…Предок Клодии Апий Клавдий Слепой, рожденный в 312 г. до Р.Х., создавший акведуки, водопровод, знаменитую Апиевую дорогу (и поныне одна из лучших дорог в мире) писал в своей первой, изданной в Риме книге «СБОРНИК ЦИТАТ И АФОРИЗМОВ»:
«Человек сам кузнец своего счастья».
Вероятно, он меньше всего предполагал, что через несколько столетий его прекрасная пра-пра-правнучка и гениальный молодой поэт перевернут этот афоризм, перевернут, но не забудут.
И вот, этот пылкий юноша, Катулл, встречает Клодию и влюбляется в нее.
Более неосмотрительным просто нельзя было быть.
Он, чья душа пылала огнем поэзии, чьи идеалы были просты и неизменны, чье кредо было – ЛЮБОВЬ И ВЕРНОСТЬ нашел себе более, чем неподходящий, на первый взгляд, объект для своих чувств.
Кроме того, он был не то, чтобы совсем беден, семья еще поддерживала его, но все-таки он был небогат, НЕРИМЛЯНИН, а значит – ПЛЕБЕЙ, и совсем некрасив, и даже СВЕТЛОГЛАЗ, волосы имел серые, что противоречило эстетике Рима, и у него был не лучший рост, и вообще, друзья называли его ОБЕЗЬЯНОЙ. Кого-то напоминает, не правда ли? Нашего Пушкина. Его друзья порой тоже звали обезьяной.
Катулл снимал квартиру в инсуле, арендном доме, пользуясь услугами своего верного единственного слуги, и вообще, кто он был такой, этот Катулл? ПОЭТ? НИКТО.
И вот этот веронец вдруг находит успех у Клодии.
Их видят всюду вместе, Катулл сочиняет чувствительные стишки ПРО ПТИЧКУ, которые тут же разлетаются по Риму.
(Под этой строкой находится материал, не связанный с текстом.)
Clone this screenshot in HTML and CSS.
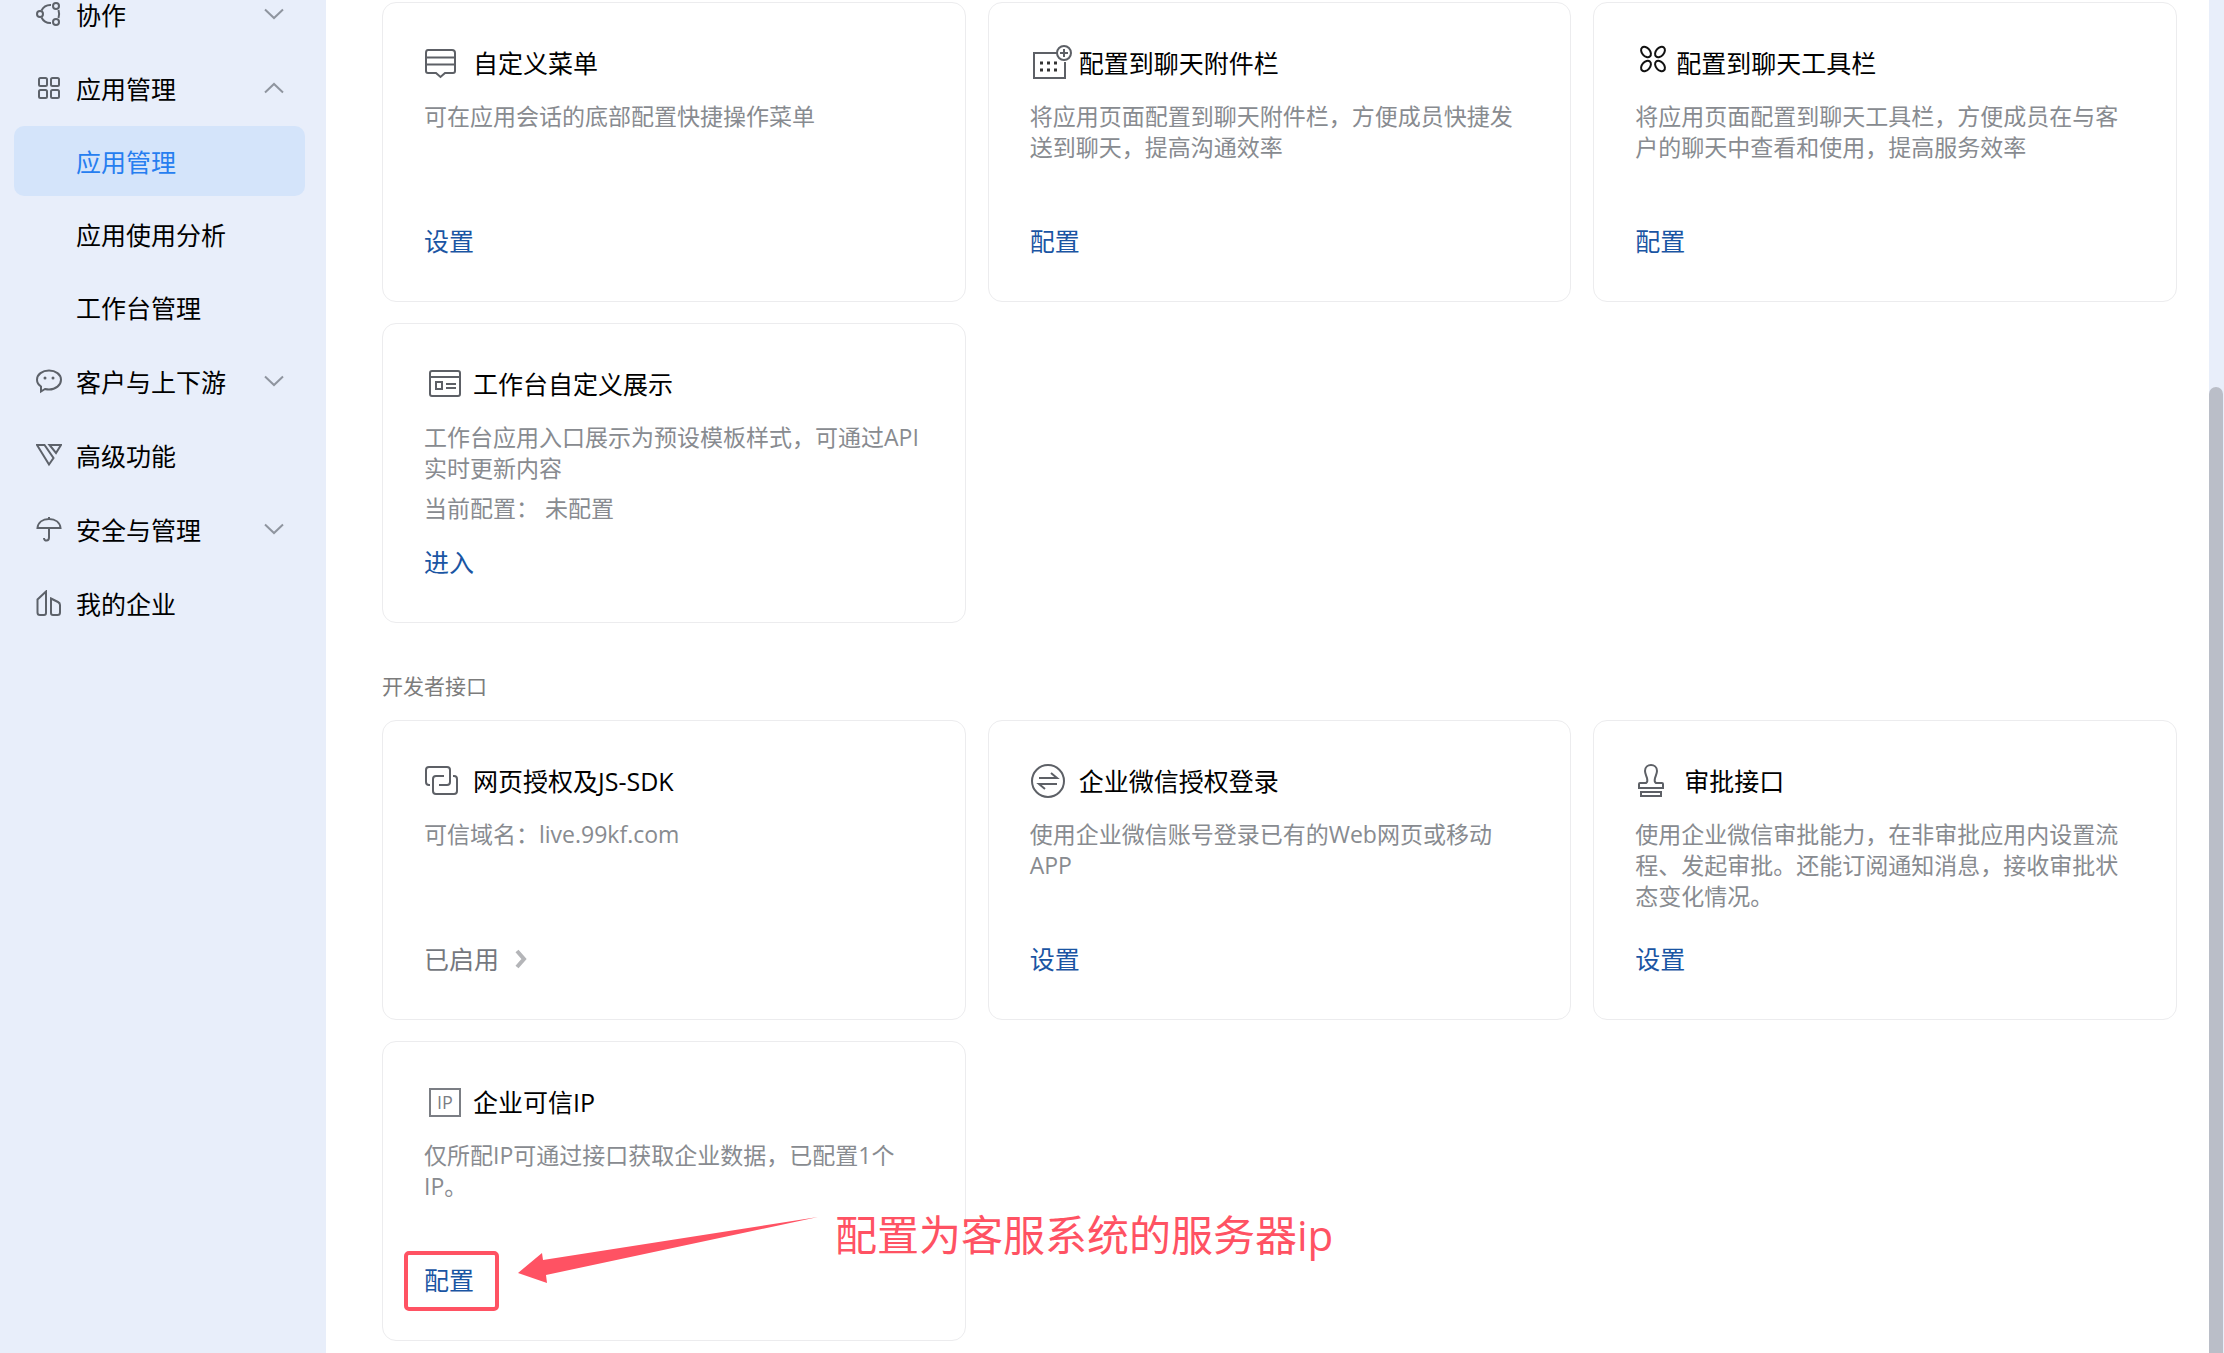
FILE: index.html
```html
<!DOCTYPE html>
<html lang="zh-CN">
<head>
    <meta charset="UTF-8">
    <meta name="viewport" content="width=device-width, initial-scale=1.0">
    <title>应用管理</title>
    <link rel="stylesheet" href="styles.css">
</head>
<body>
<div class="layout">
    <nav class="sidebar">
        <ul class="menu">
            <li>
                <a class="menu-item" href="#">
                    <svg class="menu-icon" viewBox="0 0 26 26"><circle cx="4" cy="13" r="3"/><circle cx="20" cy="5" r="3"/><circle cx="20" cy="21" r="3"/><path d="M5.500 9.500C7.500 5.500 11 3.800 15 4M5.500 16.500C7.500 20.500 11 22.200 15 22M22.500 9C23.300 11.500 23.300 14.500 22.500 17"/></svg>
                    <span>协作</span>
                    <svg class="arrow" viewBox="0 0 20 12"><path d="M1 1.500L10 10L19 1.500"/></svg>
                </a>
            </li>
            <li>
                <a class="menu-item" href="#">
                    <svg class="menu-icon" viewBox="0 0 26 26"><rect x="3" y="3" width="8" height="8" rx="1.500"/><rect x="15" y="3" width="8" height="8" rx="1.500"/><rect x="3" y="15" width="8" height="8" rx="1.500"/><rect x="15" y="15" width="8" height="8" rx="1.500"/></svg>
                    <span>应用管理</span>
                    <svg class="arrow" viewBox="0 0 20 12"><path d="M1 10.500L10 2L19 10.500"/></svg>
                </a>
                <ul class="submenu">
                    <li><a class="menu-item active" href="#">应用管理</a></li>
                    <li><a class="menu-item" href="#">应用使用分析</a></li>
                    <li><a class="menu-item" href="#">工作台管理</a></li>
                </ul>
            </li>
            <li>
                <a class="menu-item" href="#">
                    <svg class="menu-icon" viewBox="0 0 26 26"><path d="M5 18.500C2.500 16.800 1 14.500 1 11.800C1 6.500 6.300 2.500 13 2.500S25 6.500 25 11.800S19.700 21.500 13 21.500C11.500 21.500 10.300 21.300 9 21L5 23.500Z"/><circle class="dot" cx="9" cy="10" r="1.500"/><circle class="dot" cx="17" cy="10" r="1.500"/></svg>
                    <span>客户与上下游</span>
                    <svg class="arrow" viewBox="0 0 20 12"><path d="M1 1.500L10 10L19 1.500"/></svg>
                </a>
            </li>
            <li>
                <a class="menu-item" href="#">
                    <svg class="menu-icon" viewBox="0 0 26 26"><path d="M1 3H8.500L17.500 16L13 22.500ZM13.500 3H25L20 11Z"/></svg>
                    <span>高级功能</span>
                </a>
            </li>
            <li>
                <a class="menu-item" href="#">
                    <svg class="menu-icon" viewBox="0 0 26 26"><path d="M1.500 12C2 6.500 6.500 3 13 3S24 6.500 24.500 12ZM13 1V3M13 12V21.500C13 25.500 8 25.500 8 22"/></svg>
                    <span>安全与管理</span>
                    <svg class="arrow" viewBox="0 0 20 12"><path d="M1 1.500L10 10L19 1.500"/></svg>
                </a>
            </li>
            <li>
                <a class="menu-item" href="#">
                    <svg class="menu-icon" viewBox="0 0 26 26"><path d="M10 1.500V23Q10 25 8 25H4Q1.500 25 1.500 22.500V9.500ZM15 8.500L22 12Q24 13 24 15V22.500Q24 25 21.500 25H17Q15 25 15 23Z"/></svg>
                    <span>我的企业</span>
                </a>
            </li>
        </ul>
    </nav>

    <main class="content">
        <section class="cards">
            <div class="card">
                <h3 class="card-title">
                    <svg class="card-icon" viewBox="0 0 44 36"><path d="M4 5H28Q31 5 31 8V26Q31 28 29 28H21L16.500 32L12 28H4Q2 28 2 26V8Q2 5 4 5ZM2 12.500H31M2 19.500H31"/></svg>
                    自定义菜单
                </h3>
                <p class="card-desc">可在应用会话的底部配置快捷操作菜单</p>
                <a class="card-link" href="#">设置</a>
            </div>
            <div class="card">
                <h3 class="card-title">
                    <svg class="card-icon" viewBox="0 0 44 36"><path d="M27 8H4V33H35V17"/><circle cx="34" cy="8" r="7"/><path d="M30 8H38M34 4V12"/><path class="dots" d="M10 18H13M17 18H20M24 18H27M10 25H13M17 25H20M24 25H27"/></svg>
                    配置到聊天附件栏
                </h3>
                <p class="card-desc">将应用页面配置到聊天附件栏，方便成员快捷发送到聊天，提高沟通效率</p>
                <a class="card-link" href="#">配置</a>
            </div>
            <div class="card">
                <h3 class="card-title tools">
                    <svg class="card-icon dark" viewBox="0 0 44 36"><ellipse cx="11" cy="7" rx="4" ry="6" transform="rotate(-40 11 7)"/><ellipse cx="25" cy="7" rx="4" ry="6" transform="rotate(40 25 7)"/><ellipse cx="11" cy="21" rx="4" ry="6" transform="rotate(40 11 21)"/><ellipse cx="25" cy="21" rx="4" ry="6" transform="rotate(-40 25 21)"/></svg>
                    配置到聊天工具栏
                </h3>
                <p class="card-desc">将应用页面配置到聊天工具栏，方便成员在与客户的聊天中查看和使用，提高服务效率</p>
                <a class="card-link" href="#">配置</a>
            </div>
            <div class="card">
                <h3 class="card-title">
                    <svg class="card-icon" viewBox="0 0 44 36"><rect x="6" y="5" width="30" height="25" rx="2"/><path d="M6 11H36M22 18H32M22 22H32"/><rect x="12" y="16" width="6" height="7"/></svg>
                    工作台自定义展示
                </h3>
                <p class="card-desc">工作台应用入口展示为预设模板样式，可通过API实时更新内容</p>
                <p class="card-status">当前配置： <span>未配置</span></p>
                <a class="card-link" href="#">进入</a>
            </div>
        </section>

        <h2 class="section-title">开发者接口</h2>
        <section class="cards">
            <div class="card">
                <h3 class="card-title">
                    <svg class="card-icon" viewBox="0 0 44 36"><path d="M6 22H5Q2 22 2 19V7Q2 4 5 4H23Q26 4 26 7V19Q26 22 23 22H15"/><path d="M20 13H12Q9 13 9 16V28Q9 31 12 31H30Q33 31 33 28V16Q33 13 30 13H29"/></svg>
                    网页授权及JS-SDK
                </h3>
                <p class="card-desc">可信域名：live.99kf.com</p>
                <a class="card-link enabled" href="#">已启用
                    <svg class="more" viewBox="0 0 12 20"><path d="M2 2L9 10L2 18"/></svg>
                </a>
            </div>
            <div class="card">
                <h3 class="card-title">
                    <svg class="card-icon" viewBox="0 0 44 36"><circle cx="18" cy="18" r="16"/><path d="M9 15H27L21 10M27 21H9L15 26"/></svg>
                    企业微信授权登录
                </h3>
                <p class="card-desc">使用企业微信账号登录已有的Web网页或移动APP</p>
                <a class="card-link" href="#">设置</a>
            </div>
            <div class="card">
                <h3 class="card-title">
                    <svg class="card-icon" viewBox="0 0 44 36"><path d="M4 25V21Q4 20 5 20H11Q13 19 12 15C11 12 10 10 10 8C10 0 22 0 22 8C22 10 21 12 20 15Q19 19 21 20H27Q28 20 28 21V25ZM6 29H26V33H6Z"/></svg>
                    审批接口
                </h3>
                <p class="card-desc">使用企业微信审批能力，在非审批应用内设置流程、发起审批。还能订阅通知消息，接收审批状态变化情况。</p>
                <a class="card-link" href="#">设置</a>
            </div>
            <div class="card">
                <h3 class="card-title">
                    <span class="ip-icon">IP</span>
                    企业可信IP
                </h3>
                <p class="card-desc">仅所配IP可通过接口获取企业数据，已配置1个IP。</p>
                <a class="card-link" href="#">配置</a>
                <!-- note on top of the card -->
                <div class="note-box"></div>
                <svg class="note-arrow" viewBox="0 0 300 68"><path d="M0 57L24 37L25 44L300 1L28 59L29 67Z"/></svg>
                <div class="note-text">配置为客服系统的服务器ip</div>
            </div>
        </section>
    </main>
    <div class="scrollbar"><div class="thumb"></div></div>
</div>
</body>
</html>
```
FILE: styles.css
```css
* {
    box-sizing: border-box;
}
body {
    margin: 0;
    font-family: "Open Sans", "Noto Sans CJK SC", sans-serif;
    font-size: 25px;
    color: #000;
    background-color: #fff;
}
a {
    color: inherit;
    text-decoration: none;
}
ul, h2, h3, p {
    margin: 0;
    padding: 0;
    font-weight: 400;
    list-style: none;
}
svg {
    fill: none;
    stroke-width: 2;
    flex-shrink: 0;
}
.layout {
    display: flex;
    height: 100vh;
    overflow: hidden;
}

/* left menu, scrolled past its first items */
.sidebar {
    width: 326px;
    flex-shrink: 0;
    padding: 0 21px 0 14px;
    background-color: #e8eefa;
}
.menu {
    display: flex;
    flex-direction: column;
    gap: 4px;
    margin-top: -21px;
}
.menu-item {
    display: flex;
    align-items: center;
    height: 70px;
    padding: 0 21px 0 22px;
    border-radius: 10px;
}
.submenu {
    display: flex;
    flex-direction: column;
    gap: 3px;
    margin-top: 3px;
}
.submenu .menu-item {
    padding-left: 62px;
}
.menu-item.active {
    background-color: #d4e4fa;
    color: #267ef0;
}
.menu-icon {
    width: 26px;
    height: 26px;
    margin-right: 14px;
    stroke: #5d626a;
}
.menu-icon .dot {
    fill: #5d626a;
    stroke: none;
}
.arrow {
    width: 20px;
    height: 12px;
    margin-left: auto;
    stroke: #8f959f;
}

/* cards */
.content {
    flex: 1;
    padding: 2px 32px 0 56px;
}
.cards {
    display: grid;
    grid-template-columns: repeat(3, 1fr);
    gap: 21px 22px;
}
.card {
    position: relative;
    display: flex;
    flex-direction: column;
    align-items: flex-start;
    min-height: 300px;
    padding: 42px 42px 42px 41px;
    border: 1px solid #ececee;
    border-radius: 14px;
}
.card-title {
    display: flex;
    align-items: center;
    font-size: 25px;
    line-height: 36px;
}
.card-icon {
    width: 44px;
    height: 36px;
    margin-right: 5px;
    stroke: #5d6066;
}
.card-icon.dark {
    stroke: #111;
}
.card-icon .dots {
    stroke: #333;
    stroke-width: 3;
}
.tools .card-icon {
    margin-right: -3px;
}
.ip-icon {
    width: 32px;
    height: 29px;
    margin: 0 12px 0 5px;
    border: 2px solid #7b7e84;
    font-size: 18px;
    line-height: 25px;
    text-align: center;
    color: #7b7e84;
}
.card-desc {
    margin-top: 20px;
    font-size: 23px;
    line-height: 31px;
    color: #888b90;
}
.card-status {
    margin-top: 9px;
    font-size: 23px;
    line-height: 31px;
    color: #888b90;
}
.card-link {
    display: flex;
    align-items: center;
    margin-top: auto;
    line-height: 36px;
    color: #1a55a3;
}
.card-link.enabled {
    color: #75787e;
}
.more {
    width: 12px;
    height: 20px;
    margin-left: 16px;
    stroke: #b4b5b8;
    stroke-width: 4;
}
.section-title {
    margin: 49px 0 20px;
    font-size: 21px;
    line-height: 28px;
    color: #7c7c7c;
}

/* red note */
.note-box {
    position: absolute;
    left: 21px;
    top: 209px;
    width: 95px;
    height: 60px;
    border: 4px solid #ff5263;
    border-radius: 5px;
}
.note-arrow {
    position: absolute;
    left: 135px;
    top: 174px;
    width: 300px;
    height: 68px;
    fill: #ff5263;
}
.note-text {
    position: absolute;
    left: 452px;
    top: 165px;
    font-size: 42px;
    line-height: 56px;
    white-space: nowrap;
    color: #ff5263;
}

.scrollbar {
    display: flex;
    width: 15px;
    padding: 387px 1px 0 0;
    background-color: #e8eefa;
}
.thumb {
    flex: 1;
    border-radius: 7px 7px 0 0;
    background-color: #babec8;
}
```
Их пишет полуграмотный плебс на стенах домов, поют в кабаках, читают и переписывают знатные нобили, патрицианки, даже уважаемые матроны.
Катулла и Клодию видят в театре, на ипподроме, в городе.
Невероятно – они даже не выглядят как любовники.
Они РАЗГОВАРИВАЮТ.
Еще удивительнее, Клодия больше совершенно не интересуется красивыми римскими мальчиками.
Клодия ведет себя как природная девственница, она вдруг становится СКРОМНОЙ.
Она даже меняет одежду на более скромную и больше не устраивает свои шоу.
Даже муж, сенатор замечает невозможную перемену.
Он начинает РЕВНОВАТЬ К КАТУЛЛУ. Он впадает в ярость при виде этой скромнейшей парочки. Он запрещает принимать в их доме Катулла, он устраивает Клодии нелепые сцены ревности.
Рим НЕ ПОНИМАЕТ.
Но при этом Рим восхищается стихами Катулла, и его знаменитые стихи ПРО ВОРОБЬЯ, с момента их написания, не один уже век украшают римские стены.
За 2 года до этого
В 62 году до Р. Х. Цезарь становится претором.
В конце этого же года в декабре в Сатурналии в его дом на праздник Доброй Богини проникает Публий Клодий Пульхр.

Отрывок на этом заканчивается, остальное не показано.